Study after study has demonstrated that, when it comes to foreign policy, there is a wide gap between American elite decision-makers and the wider public. While America’s leaders are internationalists, most Americans are more concerned with domestic matters, including their own economic welfare and security.
Will this lead to a new wave of isolationism, a recurring theme in U.S. politics?
The Republican Party was historically isolationist, but the Cold War saw a sea change in Republican attitudes, and they became committed to a world-wide system of alliances.
Even so, it was Republican Dwight Eisenhower who ended the Korean War after his election in 1952, and it was Richard Nixon who slowly wound down the Vietnam War.
All of this changed with the end of the Cold War and the collapse of Communism in Europe.
The 1991 Gulf War saw Washington engage in warfare in Iraq, followed by Bill Clinton’s wars in Bosnia and Kosovo. But George Bush’s wars after 2001 have led to war-weariness.
Barack Obama won election against John McCain in 2008 as the “anti-Bush,” but his own foreign policy is totally incoherent. The civil wars in Iraq and Syria, the disputes between Russia and Ukraine and between Israel and the Palestinians, are headaches he wishes would go away.
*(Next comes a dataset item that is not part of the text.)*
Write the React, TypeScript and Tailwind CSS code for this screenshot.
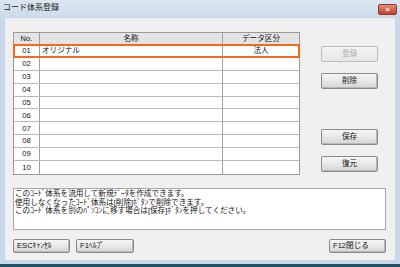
import React from "react";

const font = { fontFamily: '"Liberation Sans", "Noto Sans CJK JP", sans-serif' };

function Btn({ label, disabled, className = "" }: { label: string; disabled?: boolean; className?: string }) {
  return (
    <div
      className={
        "flex items-center justify-center rounded-[2px] border text-[7.6px] leading-none " +
        (disabled
          ? "border-[#bcbcbc] bg-gradient-to-b from-[#f4f4f4] to-[#e6e6e6] text-[#b0b0b0]"
          : "border-[#8a8a8a] bg-gradient-to-b from-[#f6f6f6] via-[#e8e8e8] to-[#d4d4d4] text-[#111] shadow-[inset_-1px_-1px_0_#b8b8b8]") +
        " " +
        className
      }
    >
      {label}
    </div>
  );
}

export default function App() {
  const rows = ["01", "02", "03", "04", "05", "06", "07", "08", "09", "10"];
  return (
    <div className="w-[400px] h-[267px] bg-[#c8d8e9] flex flex-col overflow-hidden" style={font}>
      {/* title bar */}
      <div className="h-[17px] flex items-start justify-between bg-gradient-to-b from-[#dbe6f1] to-[#cddbea] pl-[3px] pr-[3px]">
        <span className="text-[8px] leading-none mt-[4px] text-[#1a1a1a]">コード体系登録</span>
        <div className="mt-[4px] w-[19px] h-[11px] rounded-[2px] border border-[#8c3a2e] bg-gradient-to-b from-[#e48d7b] to-[#c13e2a] flex items-center justify-center text-white text-[8px] leading-none font-bold">
          ×
        </div>
      </div>
      {/* client */}
      <div className="mx-[5px] mt-[1px] h-[242px] bg-[#f0f0f0] pl-[7px] pt-[13px] flex flex-col border-l border-t border-[#e6edf4]">
        <div className="flex">
          {/* table */}
          <div className="w-[287px] h-[143px] border border-[#9a9a9a] bg-white flex flex-col text-[7.6px] leading-none text-[#111]">
            <div className="h-[12px] flex bg-[#e4e4e4] border-b border-[#9a9a9a]">
              <div className="w-[26px] border-r border-[#a0a0a0] flex items-center justify-center">No.</div>
              <div className="w-[183px] border-r border-[#a0a0a0] flex items-center justify-center">名称</div>
              <div className="flex-1 flex items-center justify-center">データ区分</div>
            </div>
            {rows.map((r, i) => (
              <div
                key={r}
                className={
                  "h-[13px] flex relative " + (i < 9 ? "border-b border-[#b8b8b8]" : "")
                }
              >
                <div className="w-[26px] border-r border-[#a0a0a0] flex items-center justify-center">{r}</div>
                <div className="w-[183px] border-r border-[#a0a0a0] flex items-center pl-[2px]">
                  {i === 0 ? "オリジナル" : ""}
                </div>
                <div className="flex-1 flex items-center justify-center">{i === 0 ? "法人" : ""}</div>
                {i === 0 && (
                  <div className="absolute left-[-1px] right-[-1px] top-[-1px] bottom-[-1px] border-2 border-[#f26a1e]" />
                )}
              </div>
            ))}
          </div>
          {/* right buttons */}
          <div className="ml-[21px] mt-[14px] flex flex-col">
            <Btn label="登録" disabled className="w-[57px] h-[16px]" />
            <Btn label="削除" className="w-[57px] h-[16px] mt-[11px]" />
            <Btn label="保存" className="w-[57px] h-[16px] mt-[40px]" />
            <Btn label="復元" className="w-[57px] h-[16px] mt-[11px]" />
          </div>
        </div>
        {/* textbox */}
        <div className="mt-[13px] w-[373px] h-[42px] border border-[#a8a8a8] bg-white px-[1px] pt-[1px] text-[7.6px] leading-[8.5px] text-[#111]">
          <div>このｺｰﾄﾞ体系を流用して新規ﾃﾞｰﾀを作成できます。</div>
          <div>使用しなくなったｺｰﾄﾞ体系は[削除]ﾎﾞﾀﾝで削除できます。</div>
          <div>このｺｰﾄﾞ体系を別のﾊﾟｿｺﾝに移す場合は[保存]ﾎﾞﾀﾝを押してください。</div>
        </div>
        {/* bottom buttons */}
        <div className="mt-[9px] flex w-[373px]">
          <Btn label="ESCｷｬﾝｾﾙ" className="w-[57px] h-[14px] justify-start pl-[3px]" />
          <Btn label="F1ﾍﾙﾌﾟ" className="w-[58px] h-[14px] ml-[6px] justify-start pl-[3px]" />
          <div className="flex-1" />
          <Btn label="F12閉じる" className="w-[57px] h-[14px] justify-start pl-[3px]" />
        </div>
      </div>
      <div className="flex-1 bg-[#c8d8e9]" />
      <div className="h-[3px] bg-[#1f5266]" />
    </div>
  );
}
So what now? If we assume that Hillary Clinton gains her party’s nomination, where does that leave those Democrats who seek a less aggressive foreign policy? Unlike Obama, she’s more of a foreign policy “hawk” than he is.
The Republican Party, on the other hand, is in the midst of a real period of soul-searching. It still has voices who call for a more robust military policy abroad, but it also now contains many who feel America has over-stretched itself and faces huge problems at home.
So the long-dormant isolationist wing of the party may be reviving, and coalescing around the improbable candidacy of libertarian Senator Rand Paul of Kentucky.
Paul has long been wary of foreign intervention and also has spoken out against foreign aid programs. He has recommended that Washington shouldn’t take sides in Iraq’s civil war.
Paul would face long odds, including opposition from the “military-industrial complex” that Eisenhower warned Americans about as he left office. Still, stranger things have happened.